Fluid dynamics question, related to the derivation of Bernoulli's Theorem for steady flow

Question

I'm finding it very challenging to understand a step in the derivation of the 'moment equation', found in these notes

http://www.maths.ox.ac.uk/system/files/coursematerial/2011/989/66/fluids1.pdf

I am struggling with the transition of (1.33) to (1.34). I don't see how:

$$\frac{d}{dt}\int_V \rho \mathbf{u} dV=\int_V \rho \frac{D\mathbf{u} }{Dt}dV$$

This is a result of the transport theorem (1.22) and it's corollary (1.32), but I don't really see how the corollary is derived or how it can be applied to vector functions. If anyone could explain as you would a child I would be very grateful..

EDIT: So this really comes down just the derivation of the corollary: For $f=\rho h$

$$\frac{d}{dt}\int_V \rho h dV=\int_V \rho \frac{Dh }{Dt}dV$$

So this depends on the conservation of mass $$\frac{\partial \rho}{\partial t}+\nabla \cdot(\rho \mathbf{u})=0$$ Therefore from the transport theorem $$\frac{d}{dt}\int_V \rho h dV=\int_V \frac{\partial \rho h}{\partial t} +\nabla \cdot(\rho h \mathbf{u}) dV=\int_V h\frac{\partial \rho }{\partial t} +\rho\frac{\partial h }{\partial t} + \rho h(\nabla\cdot\mathbf{u})+ (\nabla \rho h)\cdot \mathbf{u} dV$$

So all we need to do is show that: $$h\frac{\partial \rho }{\partial t} +\rho\frac{\partial h }{\partial t} + \rho h(\nabla\cdot\mathbf{u})+ (\nabla \rho h)\cdot \mathbf{u} =\star\big[\frac{\partial \rho}{\partial t}+\nabla \cdot(\rho \mathbf{u})\big] +\rho \big[ \frac{\partial h}{\partial t} + (\mathbf{u} \cdot\nabla)h\big]$$

Can anyone help with this step? Many thanks.

Answer 1

Your problem stems from the fact that also the volume depends on t.

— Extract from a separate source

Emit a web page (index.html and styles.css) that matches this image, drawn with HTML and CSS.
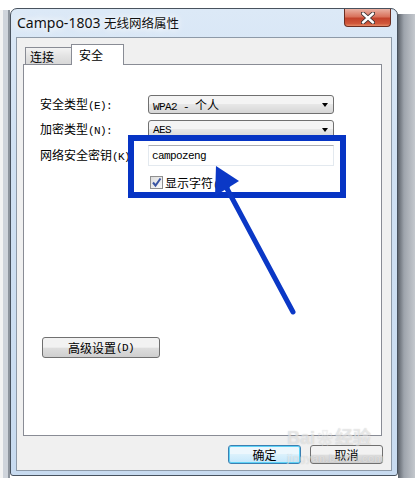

This is similar to the one dimensional case but now you have the following equation to hold (eq.(1.22) in the lectures you cite):

$$\frac{\partial}{\partial t}\int_{V(t)}fdxdydz=\int_{V(t)}\left(\frac{\partial f}{\partial t}+\nabla\cdot(f\bf{u})\right)dxdydz.$$

The proof given in your text use the Jacobian and that is all you need.

In your case you have to prove that

$$\frac{d}{dt}\int_V \rho \mathbf{u} dV=\int_V \rho \frac{D\mathbf{u} }{Dt}dV$$

but the volume is dependent on time so you will write

$$\frac{d}{dt}\int_{V(t)} \rho \mathbf{u} dV=\int_{V(0)} \frac{D}{Dt}(J\rho \mathbf{u}) dV'$$

being $J$ the Jacobian. One has the identity

$$\frac{DJ}{Dt}=J\nabla\cdot\mathbf{u}$$

and so

$$\int_{V(0)} \left(\frac{D}{Dt}(\rho \mathbf{u})+\nabla\cdot\mathbf{u}\rho \mathbf{u}\right)J dV'.$$

Now

$$\int_{V(t)} \left(\frac{D}{Dt}(\rho \mathbf{u})+\nabla\cdot\mathbf{u}\rho \mathbf{u}\right)dV=\int_{V(t)} \left(\frac{D\rho}{Dt}\mathbf{u}+\rho\frac{\partial\mathbf{u}}{\partial t}+\rho\mathbf{u}\cdot\nabla\mathbf{u}+\nabla\cdot\mathbf{u}\rho \mathbf{u}\right)dV.\qquad (\dagger)$$

Using continuity equation

$$\frac{\partial\rho}{\partial t}+\nabla\cdot{(\rho\mathbf{u})}=0.$$

you will have

$$\frac{D\rho}{Dt}=\frac{\partial\rho}{\partial t}+\mathbf{u}\cdot\nabla\rho=\mathbf{u}\cdot\nabla\rho-\nabla\cdot(\rho\mathbf{u})=-\rho\nabla\cdot\mathbf{u}.$$

Putting this into eq.($\dagger$) you get your result.